China's pharmaceutical sector needs to combine promising biotechnology with traditional Chinese medicine to create new drugs and obtain their intellectual property rights (IPR), officials and scientists said yesterday.
Hui Yongzheng, director of the Shanghai Chinese Medicine Research Center and former vice-minister of science and technology, said biotechnology, extensively used in the pharmaceutical industry and medical diagnosis, can also modernize and industrialize traditional Chinese medicine.
Hui made the remarks at a forum looking at China's pharmaceutical future, held yesterday in Shanghai's Zhangjiang High-Tech Park, which is known as a key national medicine research and manufacturing base and is home to more than 90 pharmaceutical companies from home and abroad.
According to Hui, biotechnology-related medical products had an approximate global sales value of US$500 billion annually over the past few years.
"It has been a global tendency of replacing chemical medicine products with biotech and natural drugs," Hui said.
The composition of traditional Chinese medicines, made mainly from natural herbs, can be pinpointed by modern biotechnology.

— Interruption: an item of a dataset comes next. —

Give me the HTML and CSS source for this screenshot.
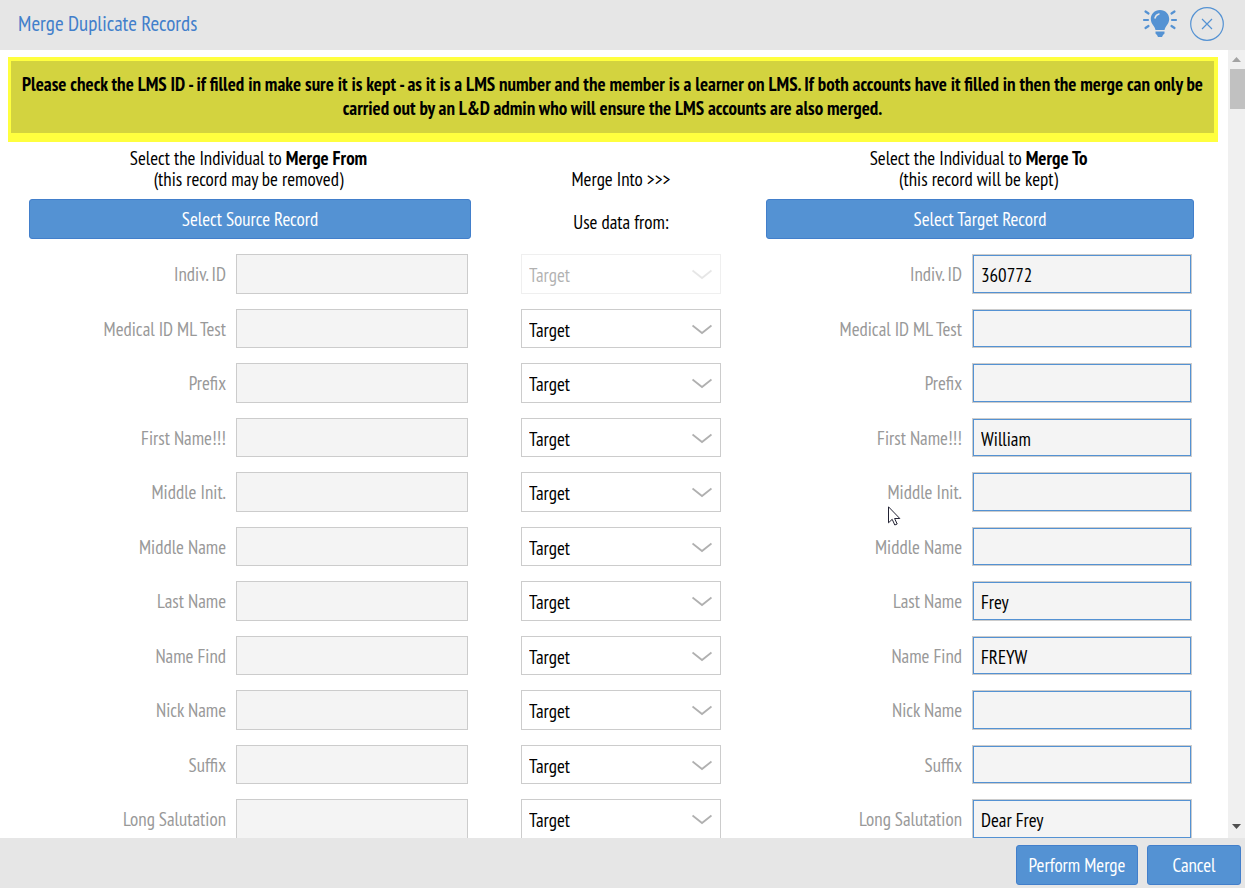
FILE: index.html
```html
<!DOCTYPE html>
<html lang="en">
<head>
<meta charset="utf-8">
<title>Merge Duplicate Records</title>
<link rel="stylesheet" href="styles.css">
</head>
<body>
<div class="dialog">
  <header class="titlebar">
    <h1 class="title">Merge Duplicate Records</h1>
    <div class="tools">
      <button class="tool" type="button" aria-label="Help">
        <svg width="36" height="30" viewBox="0 0 36 30" fill="none" stroke="#5492d3" stroke-width="2.200" stroke-linecap="round">
          <path d="M18 1C12.500 1 8.800 5 8.800 10c0 3 1.400 5 2.900 7 1 1.300 1.500 2.700 1.800 4h9c.3-1.300 .8-2.700 1.800-4 1.500-2 2.900-4 2.900-7 0-5-3.700-9-9.200-9z" fill="#5492d3" stroke="none"/>
          <path d="M13.500 22.500h9v2l-1.500 1.500-1 2h-4l-1-2-1.500-1.500z" fill="#5492d3" stroke="none"/>
          <path d="M13 9c.5-2 2-3.500 4-4" stroke="#e6e6e6" stroke-width="1.500"/>
          <path d="M2 11h4M30 11h4M3.500 2.500l3 2M32.500 2.500l-3 2M3.500 19l3-2M32.500 19l-3-2"/>
        </svg>
      </button>
      <button class="tool" type="button" aria-label="Close">
        <svg width="34" height="34" viewBox="0 0 34 34" fill="none" stroke="#5492d3" stroke-width="1.200">
          <circle cx="17" cy="17" r="16.300"/><path d="M12 12l10 10M22 12L12 22"/>
        </svg>
      </button>
    </div>
  </header>
  <div class="viewport">
    <main class="content">
      <p class="banner">Please check the LMS ID - if filled in make sure it is kept - as it is a LMS number and the member is a learner on LMS. If both accounts have it filled in then the merge can only be<br>carried out by an L&amp;D admin who will ensure the LMS accounts are also merged.</p>
      <form class="merge">
        <section class="side source">
          <p class="intro">Select the Individual to <b>Merge From</b><br>(this record may be removed)</p>
          <button class="btn" type="button">Select Source Record</button>
          <div class="fields">
            <label for="s1">Indiv. ID</label><input id="s1" readonly>
            <label for="s2">Medical ID ML Test</label><input id="s2" readonly>
            <label for="s3">Prefix</label><input id="s3" readonly>
            <label for="s4">First Name!!!</label><input id="s4" readonly>
            <label for="s5">Middle Init.</label><input id="s5" readonly>
            <label for="s6">Middle Name</label><input id="s6" readonly>
            <label for="s7">Last Name</label><input id="s7" readonly>
            <label for="s8">Name Find</label><input id="s8" readonly>
            <label for="s9">Nick Name</label><input id="s9" readonly>
            <label for="s10">Suffix</label><input id="s10" readonly>
            <label for="s11">Long Salutation</label><input id="s11" readonly>
          </div>
        </section>
        <section class="choice">
          <p class="into">Merge Into &gt;&gt;&gt;</p>
          <p class="use">Use data from:</p>
          <div class="fields">
            <select aria-label="Indiv. ID from" disabled><option>Target</option></select>
            <select aria-label="Medical ID ML Test from"><option>Target</option><option>Source</option></select>
            <select aria-label="Prefix from"><option>Target</option><option>Source</option></select>
            <select aria-label="First Name from"><option>Target</option><option>Source</option></select>
            <select aria-label="Middle Init. from"><option>Target</option><option>Source</option></select>
            <select aria-label="Middle Name from"><option>Target</option><option>Source</option></select>
            <select aria-label="Last Name from"><option>Target</option><option>Source</option></select>
            <select aria-label="Name Find from"><option>Target</option><option>Source</option></select>
            <select aria-label="Nick Name from"><option>Target</option><option>Source</option></select>
            <select aria-label="Suffix from"><option>Target</option><option>Source</option></select>
            <select aria-label="Long Salutation from"><option>Target</option><option>Source</option></select>
          </div>
        </section>
        <section class="side target">
          <p class="intro">Select the Individual to <b>Merge To</b><br>(this record will be kept)</p>
          <button class="btn" type="button">Select Target Record</button>
          <div class="fields">
            <label for="t1">Indiv. ID</label><input id="t1" value="360772" readonly>
            <label for="t2">Medical ID ML Test</label><input id="t2" readonly>
            <label for="t3">Prefix</label><input id="t3" readonly>
            <label for="t4">First Name!!!</label><input id="t4" value="William" readonly>
            <label for="t5">Middle Init.</label><input id="t5" readonly>
            <label for="t6">Middle Name</label><input id="t6" readonly>
            <label for="t7">Last Name</label><input id="t7" value="Frey" readonly>
            <label for="t8">Name Find</label><input id="t8" value="FREYW" readonly>
            <label for="t9">Nick Name</label><input id="t9" readonly>
            <label for="t10">Suffix</label><input id="t10" readonly>
            <label for="t11">Long Salutation</label><input id="t11" value="Dear Frey" readonly>
          </div>
        </section>
      </form>
    </main>
    <div class="scrollbar" aria-hidden="true">
      <svg width="17" height="17" viewBox="0 0 17 17"><path d="M4 12h9L8.500 7z" fill="#a3a3a3"/></svg>
      <div class="thumb"></div>
      <svg class="down" width="17" height="17" viewBox="0 0 17 17"><path d="M4 3h9L8.500 8z" fill="#505050"/></svg>
    </div>
  </div>
  <footer class="actions">
    <button class="btn perform" type="button">Perform Merge</button>
    <button class="btn cancel" type="button">Cancel</button>
  </footer>
  <svg class="pointer" width="13" height="20" viewBox="0 0 13 20"><path d="M.5 .8v16l3.700-3.500 2.600 5.700 2.400-1-2.600-5.500h5.200z" fill="#fff" stroke="#222233"/></svg>
</div>
</body>
</html>
```
FILE: styles.css
```css
* { box-sizing: border-box; }
body, button, input, select {
  font-family: "PT Sans Narrow", "Liberation Sans Narrow", Lato, sans-serif;
  font-size: 19px;
}
body { margin: 0; color: #000; }
p, h1 { margin: 0; }

.dialog {
  position: relative;
  display: flex;
  flex-direction: column;
  height: 100vh;
  background: #fff;
}

.titlebar {
  display: flex;
  flex: none;
  align-items: center;
  justify-content: space-between;
  height: 50px;
  padding: 0 21px 3px 18px;
  background: #e6e6e6;
}
.title { font-size: 21px; font-weight: 400; color: #427fcb; }
.tools { display: flex; align-items: center; gap: 12px; }
.tool { display: flex; padding: 0; border: 0; background: none; }

.viewport { display: flex; flex: 1; min-height: 0; }
.content { flex: 1; padding: 7px 0 0; overflow-y: auto; scrollbar-width: none; }

.banner {
  margin: 0 10px 0 8px;
  padding: 11px 0 13px;
  border: solid #ffff3f;
  border-width: 4px 4px 9px 3px;
  background: #d3d33f;
  font-weight: 700;
  line-height: 24px;
  text-align: center;
}

.merge {
  display: grid;
  grid-template-columns: 442fr 295px 428fr;
  padding: 6px 34px 15px 29px;
  text-align: center;
}
.intro { margin-bottom: 9px; padding-right: 3px; line-height: 21px; }
.btn {
  height: 40px;
  padding: 0;
  border: 1px solid #427fcb;
  border-radius: 3px;
  background: #5492d3;
  color: #fff;
}
.side .btn { width: 100%; }

.fields {
  display: grid;
  grid-auto-rows: 40px 39px;
  row-gap: 15px;
  column-gap: 10px;
  align-items: center;
  margin-top: 15px;
}
.source .fields { grid-template-columns: 1fr 232px; padding-right: 3px; }
.target .fields { grid-template-columns: 1fr 220px; padding-right: 2px; }
.fields label { color: #999; text-align: right; }
.fields input {
  width: 100%;
  height: 100%;
  padding: 2px 8px 0;
  border: 1px solid #ccc;
  border-radius: 0;
  outline: 0;
  background: #f4f4f4;
  color: #000;
}
.target input { box-shadow: inset 0 0 0 1px #5492d3; }

.choice { padding: 0 45px 0 50px; }
.into { padding-top: 21px; line-height: 21px; }
.use { padding: 22px 0 6px; line-height: 21px; }
.fields select {
  width: 100%;
  height: 100%;
  padding: 2px 30px 0 7px;
  border: 1px solid #ccc;
  border-radius: 0;
  appearance: none;
  background: #fff url("data:image/svg+xml,%3Csvg xmlns='http://www.w3.org/2000/svg' width='20' height='12'%3E%3Cpath d='M.5 2.500l9.500 7.500 9.500-7.500' fill='none' stroke='%23b0b0b0' stroke-width='1.800'/%3E%3C/svg%3E") no-repeat right 8px center;
  color: #000;
}
.fields select:disabled { opacity: .3; }

.scrollbar { display: flex; flex: none; flex-direction: column; width: 17px; background: #f0f0f0; }
.thumb { height: 40px; margin: 2px 0 0 2px; background: #c1c1c1; }
.down { margin-top: auto; }

.actions {
  display: flex;
  flex: none;
  align-items: center;
  justify-content: flex-end;
  gap: 9px;
  height: 50px;
  padding: 4px 4px 0 0;
  background: #e6e6e6;
}
.perform { width: 122px; }
.cancel { width: 94px; }

.pointer { position: absolute; left: 888px; top: 506px; }
```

Furthermore, biotechnology can help improve the impact of the herbs and mass produce more, cheaper biotech medical substitutes, according to Hui.
But, Hui said IPRs of the new drugs should be protected under more detailed laws and regulations. The State and local governments need to strengthen support for such a new area by offering more financial assistance and reinforcing IPR protection.

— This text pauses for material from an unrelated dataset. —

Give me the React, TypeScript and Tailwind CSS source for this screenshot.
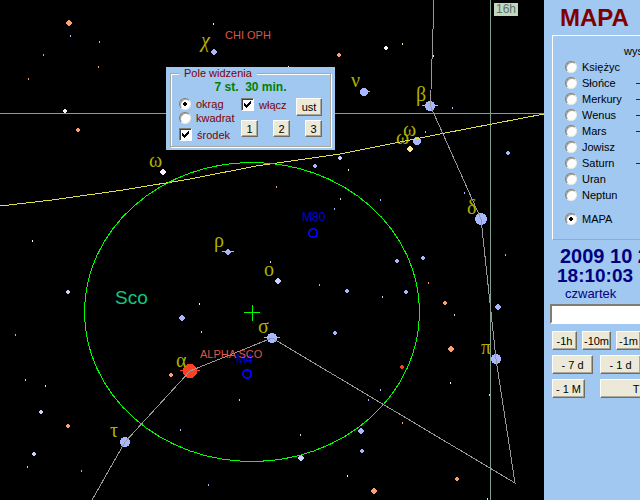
import type { ReactNode } from "react";
import clsx from "clsx";

const BLUE = "#a8b8ff";
const PALE = "#c8d4ff";
const WHITE = "#fff0ff";
const ORANGE = "#ffa070";
const RED = "#ff4020";
const YELLOW = "#ffe8a0";

type Star = { x: number; y: number; r: number; color: string; left?: number; right?: number };

const stars: Star[] = [
  { x: 69, y: 23, r: 3, color: ORANGE },
  { x: 65, y: 111, r: 2, color: WHITE },
  { x: 78, y: 130, r: 2, color: ORANGE },
  { x: 163, y: 172, r: 3, color: WHITE },
  { x: 214, y: 52, r: 3, color: BLUE },
  { x: 339, y: 55, r: 2, color: ORANGE },
  { x: 386, y: 48, r: 2, color: WHITE },
  { x: 364, y: 92, r: 4, color: BLUE, right: 6 },
  { x: 430, y: 106, r: 5, color: BLUE, left: 8, right: 8 },
  { x: 417, y: 141, r: 4, color: BLUE },
  { x: 410, y: 149, r: 3, color: YELLOW },
  { x: 508, y: 153, r: 2, color: BLUE },
  { x: 340, y: 158, r: 2, color: PALE },
  { x: 315, y: 166, r: 2, color: BLUE },
  { x: 68, y: 292, r: 2, color: PALE },
  { x: 182, y: 318, r: 3, color: BLUE },
  { x: 171, y: 375, r: 2, color: ORANGE },
  { x: 41, y: 412, r: 2, color: PALE },
  { x: 68, y: 426, r: 2, color: ORANGE },
  { x: 34, y: 454, r: 2, color: PALE },
  { x: 125, y: 442, r: 5, color: BLUE },
  { x: 228, y: 252, r: 3, color: BLUE, left: 6, right: 6 },
  { x: 278, y: 281, r: 3, color: PALE },
  { x: 347, y: 291, r: 2, color: BLUE },
  { x: 335, y: 333, r: 2, color: BLUE },
  { x: 272, y: 338, r: 5, color: BLUE, left: 8, right: 8 },
  { x: 190, y: 371, r: 7, color: RED, left: 10, right: 10 },
  { x: 301, y: 458, r: 3, color: PALE },
  { x: 481, y: 219, r: 6, color: BLUE },
  { x: 423, y: 258, r: 2, color: BLUE },
  { x: 397, y: 261, r: 2, color: BLUE },
  { x: 406, y: 292, r: 2, color: BLUE },
  { x: 445, y: 303, r: 2, color: ORANGE },
  { x: 498, y: 307, r: 3, color: BLUE },
  { x: 451, y: 349, r: 3, color: ORANGE },
  { x: 402, y: 367, r: 2, color: RED },
  { x: 496, y: 359, r: 5, color: BLUE },
  { x: 361, y: 431, r: 3, color: BLUE },
  { x: 362, y: 451, r: 2, color: BLUE },
  { x: 457, y: 479, r: 2, color: ORANGE },
  { x: 374, y: 491, r: 3, color: ORANGE },
];

// faint stars, one pixel wide
const faint: [number, number, string][] = [
  [70, 35, BLUE], [99, 41, BLUE], [43, 54, ORANGE], [98, 66, ORANGE], [28, 78, ORANGE],
  [213, 23, WHITE], [288, 66, WHITE], [402, 43, YELLOW], [433, 55, WHITE], [452, 107, BLUE],
  [425, 131, ORANGE], [348, 169, YELLOW], [32, 240, WHITE], [15, 334, ORANGE], [199, 303, WHITE],
  [25, 379, PALE], [45, 385, YELLOW], [27, 466, PALE], [81, 470, ORANGE], [180, 429, BLUE],
  [276, 186, ORANGE], [340, 198, PALE], [334, 208, BLUE], [270, 261, PALE], [319, 284, BLUE],
  [201, 331, PALE], [239, 399, PALE], [300, 434, PALE], [347, 475, WHITE], [208, 484, BLUE],
  [380, 199, BLUE], [464, 192, BLUE], [428, 282, ORANGE], [505, 254, BLUE], [382, 296, PALE],
  [454, 314, PALE], [450, 382, WHITE], [380, 389, BLUE], [368, 399, BLUE], [402, 422, ORANGE],
  [489, 394, YELLOW], [487, 498, YELLOW],
];

const greek: [string, number, number][] = [
  ["χ", 201, 47], ["ν", 351, 87], ["β", 416, 101], ["ω", 403, 136], ["ω", 396, 144],
  ["ω", 149, 167], ["δ", 467, 214], ["π", 481, 354], ["α", 176, 367], ["τ", 110, 437],
  ["ρ", 214, 247], ["ο", 264, 276], ["σ", 258, 333],
];

const planets = [
  { name: "Księżyc", mark: false },
  { name: "Słońce", mark: true },
  { name: "Merkury", mark: true },
  { name: "Wenus", mark: true },
  { name: "Mars", mark: true },
  { name: "Jowisz", mark: false },
  { name: "Saturn", mark: true },
  { name: "Uran", mark: false },
  { name: "Neptun", mark: false },
];

// small discs are built from bars so that they keep their cut corners
function Disc({ x, y, r, color, left, right }: Star) {
  return (
    <g fill={color}>
      {r === 2 && <path d={`M${x - 1} ${y - 2}h2v1h1v2h-1v1h-2v-1h-1v-2h1z`} />}
      {r === 3 && <path d={`M${x - 1} ${y - 3}h2v1h1v1h1v2h-1v1h-1v1h-2v-1h-1v-1h-1v-2h1v-1h1z`} />}
      {r > 3 && <circle cx={x} cy={y} r={r} />}
      {left && <path d={`M${x - left} ${y - 1}h${left}v1h${-left}zM${x - left + 3} ${y}h${left}v1h${-left}z`} />}
      {right && <path d={`M${x} ${y - 1}h${right}v1h${-right}zM${x - 3} ${y}h${right}v1h${-right}z`} />}
    </g>
  );
}

function SkyMap() {
  return (
    <svg className="absolute inset-0 h-full w-full" shapeRendering="crispEdges">
      {faint.map(([x, y, color]) => (
        <rect key={`${x}-${y}`} x={x} y={y} width="1" height="2" fill={color} />
      ))}
      {stars.map((s) => (
        <Disc key={`${s.x}-${s.y}`} {...s} />
      ))}

      <g fill="#b0b000" fontSize="20" fontFamily="'Liberation Serif', serif">
        {greek.map(([letter, x, y]) => (
          <text key={`${x}-${y}`} x={x} y={y} fontStyle={letter === "χ" ? "italic" : "normal"}>
            {letter}
          </text>
        ))}
      </g>

      {/* equatorial grid */}
      <rect x="0" y="113" width="100%" height="1" fill="#80a090" />
      <rect x="490" y="0" width="1" height="100%" fill="#80a090" />

      {/* ecliptic */}
      <path d="M0 206L52 200L123 190L190 179L256 166L340 154L440 134L544 114" fill="none" stroke="#e0e040" />

      {/* Scorpius */}
      <path
        d="M434 0L431 90L430 105L481 219L496 359L515 483L272 338L190 371L125 442L92 500"
        fill="none"
        stroke="#989898"
      />

      <g fill="none" stroke="#00ff00">
        <ellipse cx="252" cy="312" rx="167.5" ry="149.5" />
        <path d="M244 312.5h16M252.5 305v16" />
      </g>

      <g fontFamily="'Liberation Sans', sans-serif" fontSize="12" fill="#0000e0">
        <text x="302" y="221">M80</text>
        <text x="236" y="363">M4</text>
      </g>
      <g fontFamily="'Liberation Sans', sans-serif" fontSize="11" fill="#d85848">
        <text x="225" y="39">CHI OPH</text>
        <text x="200" y="358">ALPHA SCO</text>
      </g>
      <g fill="none" stroke="#0000ff" strokeWidth="2">
        <circle cx="313" cy="233" r="4" />
        <circle cx="247" cy="374" r="4" />
      </g>
      <text x="115" y="304" fontFamily="'Liberation Sans', sans-serif" fontSize="19" fill="#10c880">
        Sco
      </text>
    </svg>
  );
}

function Radio({ name, label, checked }: { name: string; label: string; checked?: boolean }) {
  return (
    <label className="flex items-center gap-[5px]">
      <input
        type="radio"
        name={name}
        defaultChecked={checked}
        className="h-3 w-3 shrink-0 appearance-none rounded-full border border-t-[#807c70] border-r-[#f0ece0] border-b-[#f0ece0] border-l-[#807c70] bg-white shadow-[inset_1px_1px_0_#a8a498] checked:bg-[radial-gradient(circle,#000_2px,#fff_2px)]"
      />
      {label}
    </label>
  );
}

function Checkbox({ label }: { label: string }) {
  return (
    <label className="flex items-center gap-[5px]">
      <span className="grid shrink-0">
        <input
          type="checkbox"
          defaultChecked
          className="peer col-start-1 row-start-1 h-[13px] w-[13px] appearance-none border border-t-[#807c70] border-r-white border-b-white border-l-[#807c70] bg-white shadow-[inset_1px_1px_0_#404040]"
        />
        <svg className="pointer-events-none invisible col-start-1 row-start-1 peer-checked:visible" width="13" height="13" shapeRendering="crispEdges">
          <path d="M3 5h1v1h1v1h1v-1h1v-1h1v-1h1v-1h1v3h-1v1h-1v1h-1v1h-1v1h-1v-1h-1v-1h-1z" fill="#000" />
        </svg>
      </span>
      {label}
    </label>
  );
}

function Button({ children, className }: { children: ReactNode; className?: string }) {
  return (
    <button
      type="button"
      className={clsx(
        "shrink-0 border border-t-white border-r-[#706c60] border-b-[#706c60] border-l-white bg-[#ece9d8] text-center text-black shadow-[inset_-1px_-1px_0_#aca899]",
        className,
      )}
    >
      {children}
    </button>
  );
}

function FieldOfView() {
  return (
    <div className="absolute top-[67px] left-[166px] h-[83px] w-[169px] bg-[#a0c8f0] px-1 text-[11px] leading-3 text-[#800000]">
      <fieldset className="h-20 border border-[#aca899] px-2 shadow-[inset_1px_1px_0_#fff,1px_1px_0_#fff]">
        <legend className="bg-[#a0c8f0] px-[5px]">Pole widzenia</legend>
        <p className="text-center text-xs leading-4 font-bold whitespace-pre text-[#008000]">7 st.  30 min.</p>
        <div className="flex justify-between pt-[3px]">
          <div className="flex flex-col gap-[2px]">
            <Radio name="shape" label="okrąg" checked />
            <Radio name="shape" label="kwadrat" />
            <div className="pt-[2px]">
              <Checkbox label="środek" />
            </div>
          </div>
          <div className="flex w-[81px] flex-col gap-1">
            <div className="flex items-start justify-between">
              <Checkbox label="włącz" />
              <Button className="h-[18px] w-[26px]">ust</Button>
            </div>
            <div className="flex justify-between">
              <Button className="h-[17px] w-[17px]">1</Button>
              <Button className="h-[17px] w-[17px]">2</Button>
              <Button className="h-[17px] w-[17px]">3</Button>
            </div>
          </div>
        </div>
      </fieldset>
    </div>
  );
}

function Sidebar() {
  return (
    <aside className="w-24 shrink-0 overflow-hidden bg-[#a0c8f0] text-[11px] leading-4 text-black">
      <div className="w-48 pl-2">
        <h1 className="pt-[6px] pl-2 text-2xl leading-6 font-bold text-[#800000]">MAPA</h1>
        <div className="mt-[5px] h-[205px] border border-t-white border-b-[#aca899] border-l-white pt-[7px] pl-3">
          <p className="pl-[59px]">wys</p>
          {planets.map((p) => (
            <div key={p.name} className="flex items-center">
              <div className="w-[71px]">
                <Radio name="object" label={p.name} />
              </div>
              {p.mark && <span className="h-px w-3 bg-[#800000]" />}
            </div>
          ))}
          <div className="pt-2">
            <Radio name="object" label="MAPA" checked />
          </div>
        </div>
        <div className="pt-[6px] font-bold whitespace-nowrap text-[#000080]">
          <p className="pl-2 text-[20px] leading-5">2009 10 2</p>
          <p className="pl-[5px] text-[19px] leading-5">18:10:03</p>
        </div>
        <p className="pl-[13px] text-[13px] leading-4 text-[#000080]">czwartek</p>
        <input
          type="text"
          aria-label="Opis"
          className="mt-[2px] -ml-[2px] block h-5 w-full border-2 border-t-[#807c70] border-r-white border-b-white border-l-[#807c70] bg-white px-1 outline-none"
        />
        <div className="flex flex-col gap-[5px] pt-[7px] whitespace-nowrap">
          <div className="flex gap-[5px]">
            <Button className="h-[19px] w-[25px]">-1h</Button>
            <Button className="h-[19px] w-[29px]">-10m</Button>
            <Button className="h-[19px] w-[25px]">-1m</Button>
          </div>
          <div className="flex gap-[7px]">
            <Button className="h-[19px] w-[41px]">- 7 d</Button>
            <Button className="h-[19px] w-[41px]">- 1 d</Button>
          </div>
          <div className="flex gap-[15px]">
            <Button className="h-[19px] w-[33px]">- 1 M</Button>
            <Button className="h-[19px] w-[72px]">T</Button>
          </div>
        </div>
      </div>
    </aside>
  );
}

export default function App() {
  return (
    <div className="flex min-h-screen bg-black font-['Liberation_Sans',sans-serif]">
      <main className="relative flex-1 overflow-hidden">
        <SkyMap />
        <span className="absolute top-[3px] left-[494px] bg-[#c0d8c0] px-[2px] text-xs leading-[13px] text-[#60706a]">16h</span>
        <FieldOfView />
      </main>
      <Sidebar />
    </div>
  );
}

Richard Roberts, a 1993 winner of the Nobel Prize for Physiology and Medicine, yesterday also urged Chinese pharmaceutical businesses to choose areas where they can compete with the West. "There has been a tremendous tendency for Chinese (pharmaceutical) businesses to copy what is going on in the West," Roberts said.
Roberts said China's businesses can collaborate with Western counterparts to develop more patented medicines.